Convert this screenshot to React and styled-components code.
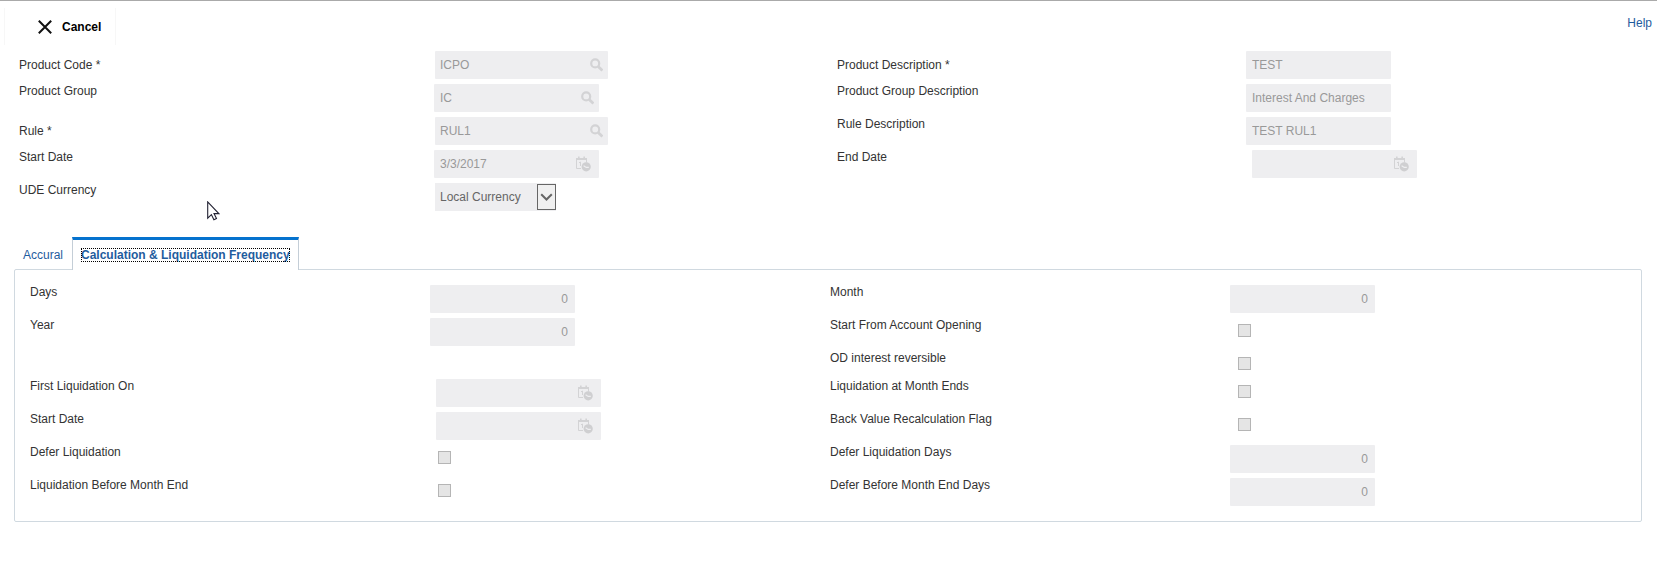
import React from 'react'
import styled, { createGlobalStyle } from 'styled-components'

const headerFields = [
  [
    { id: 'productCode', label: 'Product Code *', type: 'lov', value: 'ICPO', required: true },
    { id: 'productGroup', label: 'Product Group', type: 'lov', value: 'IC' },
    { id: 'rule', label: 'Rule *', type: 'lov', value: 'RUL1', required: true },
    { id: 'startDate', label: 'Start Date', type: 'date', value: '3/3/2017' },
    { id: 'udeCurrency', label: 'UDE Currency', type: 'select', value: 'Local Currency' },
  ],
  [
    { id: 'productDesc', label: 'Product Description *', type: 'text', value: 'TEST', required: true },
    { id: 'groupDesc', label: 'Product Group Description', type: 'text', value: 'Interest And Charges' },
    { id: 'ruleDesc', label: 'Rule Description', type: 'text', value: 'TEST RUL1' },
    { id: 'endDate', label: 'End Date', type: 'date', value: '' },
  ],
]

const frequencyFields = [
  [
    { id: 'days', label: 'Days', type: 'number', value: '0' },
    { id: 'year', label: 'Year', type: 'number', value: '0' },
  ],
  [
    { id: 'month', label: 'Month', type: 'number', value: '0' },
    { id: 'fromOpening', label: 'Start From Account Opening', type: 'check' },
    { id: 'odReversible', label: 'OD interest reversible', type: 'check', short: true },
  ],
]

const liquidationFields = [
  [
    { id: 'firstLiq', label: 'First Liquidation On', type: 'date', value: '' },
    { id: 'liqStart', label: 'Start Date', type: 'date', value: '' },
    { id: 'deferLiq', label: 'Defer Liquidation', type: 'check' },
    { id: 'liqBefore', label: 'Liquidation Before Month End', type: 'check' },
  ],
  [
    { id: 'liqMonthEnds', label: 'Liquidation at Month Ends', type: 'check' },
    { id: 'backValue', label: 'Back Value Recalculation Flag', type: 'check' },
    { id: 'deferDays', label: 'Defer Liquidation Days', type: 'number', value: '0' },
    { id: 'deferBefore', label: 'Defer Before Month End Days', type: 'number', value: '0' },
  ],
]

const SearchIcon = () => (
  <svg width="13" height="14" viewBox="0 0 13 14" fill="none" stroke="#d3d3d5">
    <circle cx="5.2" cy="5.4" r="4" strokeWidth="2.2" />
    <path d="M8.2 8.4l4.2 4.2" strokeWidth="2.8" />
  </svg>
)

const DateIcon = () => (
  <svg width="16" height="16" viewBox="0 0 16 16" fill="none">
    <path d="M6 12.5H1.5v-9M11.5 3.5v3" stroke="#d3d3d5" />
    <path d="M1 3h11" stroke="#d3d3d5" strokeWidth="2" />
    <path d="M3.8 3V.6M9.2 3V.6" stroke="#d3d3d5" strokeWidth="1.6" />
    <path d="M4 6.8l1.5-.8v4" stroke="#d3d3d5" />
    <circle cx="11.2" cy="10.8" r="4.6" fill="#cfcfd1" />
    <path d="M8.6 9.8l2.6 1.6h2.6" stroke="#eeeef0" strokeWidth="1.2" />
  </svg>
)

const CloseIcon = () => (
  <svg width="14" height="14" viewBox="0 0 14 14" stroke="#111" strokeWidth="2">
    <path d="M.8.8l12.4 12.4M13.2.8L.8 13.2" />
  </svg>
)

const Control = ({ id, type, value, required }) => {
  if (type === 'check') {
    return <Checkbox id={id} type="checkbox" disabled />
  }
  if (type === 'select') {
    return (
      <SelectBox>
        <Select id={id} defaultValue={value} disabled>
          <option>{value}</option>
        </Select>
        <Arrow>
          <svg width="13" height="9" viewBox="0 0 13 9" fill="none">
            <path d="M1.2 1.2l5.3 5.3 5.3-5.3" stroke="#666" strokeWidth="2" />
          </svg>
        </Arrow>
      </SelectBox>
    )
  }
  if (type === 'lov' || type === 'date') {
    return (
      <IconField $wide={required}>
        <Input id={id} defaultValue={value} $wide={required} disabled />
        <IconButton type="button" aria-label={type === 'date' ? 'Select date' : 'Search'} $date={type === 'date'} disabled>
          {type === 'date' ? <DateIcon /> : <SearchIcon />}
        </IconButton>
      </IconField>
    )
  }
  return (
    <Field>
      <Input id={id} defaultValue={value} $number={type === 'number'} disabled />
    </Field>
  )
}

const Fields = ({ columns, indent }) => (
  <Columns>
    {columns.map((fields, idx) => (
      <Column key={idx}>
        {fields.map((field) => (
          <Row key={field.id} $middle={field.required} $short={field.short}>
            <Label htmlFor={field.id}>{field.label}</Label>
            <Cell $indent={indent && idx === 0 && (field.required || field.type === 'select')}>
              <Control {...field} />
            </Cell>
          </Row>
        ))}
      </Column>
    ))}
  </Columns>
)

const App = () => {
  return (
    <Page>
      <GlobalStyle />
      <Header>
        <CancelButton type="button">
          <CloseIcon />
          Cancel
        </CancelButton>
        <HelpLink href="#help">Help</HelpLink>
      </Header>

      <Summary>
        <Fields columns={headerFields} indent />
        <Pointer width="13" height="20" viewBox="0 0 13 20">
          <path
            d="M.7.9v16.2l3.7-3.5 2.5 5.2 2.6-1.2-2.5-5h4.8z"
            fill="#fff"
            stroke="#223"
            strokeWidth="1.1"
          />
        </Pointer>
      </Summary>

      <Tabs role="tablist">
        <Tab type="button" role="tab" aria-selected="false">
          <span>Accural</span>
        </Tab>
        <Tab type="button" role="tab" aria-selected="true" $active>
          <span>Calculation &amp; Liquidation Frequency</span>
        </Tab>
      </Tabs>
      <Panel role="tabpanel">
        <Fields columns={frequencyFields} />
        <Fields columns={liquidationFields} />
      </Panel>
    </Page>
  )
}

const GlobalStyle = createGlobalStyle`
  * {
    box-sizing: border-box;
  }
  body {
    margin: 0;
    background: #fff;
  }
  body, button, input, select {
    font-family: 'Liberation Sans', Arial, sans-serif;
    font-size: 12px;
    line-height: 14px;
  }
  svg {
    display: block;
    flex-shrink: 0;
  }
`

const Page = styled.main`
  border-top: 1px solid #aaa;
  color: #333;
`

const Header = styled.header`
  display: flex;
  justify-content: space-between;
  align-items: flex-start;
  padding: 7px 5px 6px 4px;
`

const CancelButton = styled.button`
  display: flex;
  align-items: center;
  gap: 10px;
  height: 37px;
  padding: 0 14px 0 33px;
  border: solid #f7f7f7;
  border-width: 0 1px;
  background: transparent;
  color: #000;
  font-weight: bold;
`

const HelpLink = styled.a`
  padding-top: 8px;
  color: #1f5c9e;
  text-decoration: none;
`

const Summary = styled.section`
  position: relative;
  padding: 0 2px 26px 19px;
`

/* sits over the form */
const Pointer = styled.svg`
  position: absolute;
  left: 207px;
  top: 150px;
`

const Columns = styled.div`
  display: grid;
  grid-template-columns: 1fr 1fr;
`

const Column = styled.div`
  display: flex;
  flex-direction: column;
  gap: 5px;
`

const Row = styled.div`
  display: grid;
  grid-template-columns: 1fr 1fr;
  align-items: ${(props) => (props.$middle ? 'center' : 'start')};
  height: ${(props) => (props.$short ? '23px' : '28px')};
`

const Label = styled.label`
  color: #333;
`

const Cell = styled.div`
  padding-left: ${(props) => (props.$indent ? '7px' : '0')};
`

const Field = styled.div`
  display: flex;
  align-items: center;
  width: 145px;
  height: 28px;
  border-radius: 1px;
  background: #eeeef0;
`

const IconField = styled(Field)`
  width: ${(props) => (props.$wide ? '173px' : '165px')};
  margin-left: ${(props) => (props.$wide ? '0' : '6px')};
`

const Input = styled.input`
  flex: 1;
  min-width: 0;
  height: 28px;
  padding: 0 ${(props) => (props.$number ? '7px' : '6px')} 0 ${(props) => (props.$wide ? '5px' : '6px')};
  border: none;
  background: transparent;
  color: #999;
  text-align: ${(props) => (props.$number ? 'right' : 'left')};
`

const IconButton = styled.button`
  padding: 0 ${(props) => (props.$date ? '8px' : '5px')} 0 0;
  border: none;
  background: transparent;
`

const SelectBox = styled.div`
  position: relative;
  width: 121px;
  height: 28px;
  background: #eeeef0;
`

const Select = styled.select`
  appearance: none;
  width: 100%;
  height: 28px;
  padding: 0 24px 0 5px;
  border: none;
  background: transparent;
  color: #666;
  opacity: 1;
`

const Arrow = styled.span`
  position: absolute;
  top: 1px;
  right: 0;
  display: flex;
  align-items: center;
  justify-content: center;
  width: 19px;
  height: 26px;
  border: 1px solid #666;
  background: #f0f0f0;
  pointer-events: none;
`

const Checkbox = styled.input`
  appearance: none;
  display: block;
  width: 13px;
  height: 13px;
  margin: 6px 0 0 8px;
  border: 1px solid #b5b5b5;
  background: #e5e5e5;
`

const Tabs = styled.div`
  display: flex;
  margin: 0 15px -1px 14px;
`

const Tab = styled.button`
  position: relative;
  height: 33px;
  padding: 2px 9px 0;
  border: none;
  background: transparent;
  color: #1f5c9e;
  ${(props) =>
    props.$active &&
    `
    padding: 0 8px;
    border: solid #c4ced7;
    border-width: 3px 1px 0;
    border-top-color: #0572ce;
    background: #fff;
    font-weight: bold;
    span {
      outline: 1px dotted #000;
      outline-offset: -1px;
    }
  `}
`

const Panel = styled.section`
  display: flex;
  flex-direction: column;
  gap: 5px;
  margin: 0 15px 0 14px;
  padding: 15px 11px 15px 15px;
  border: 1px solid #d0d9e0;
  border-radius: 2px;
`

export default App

● **Written exercise**
Tally how many lines in the material above hold the word "React". Write only that number.

● **Exercise solution**
2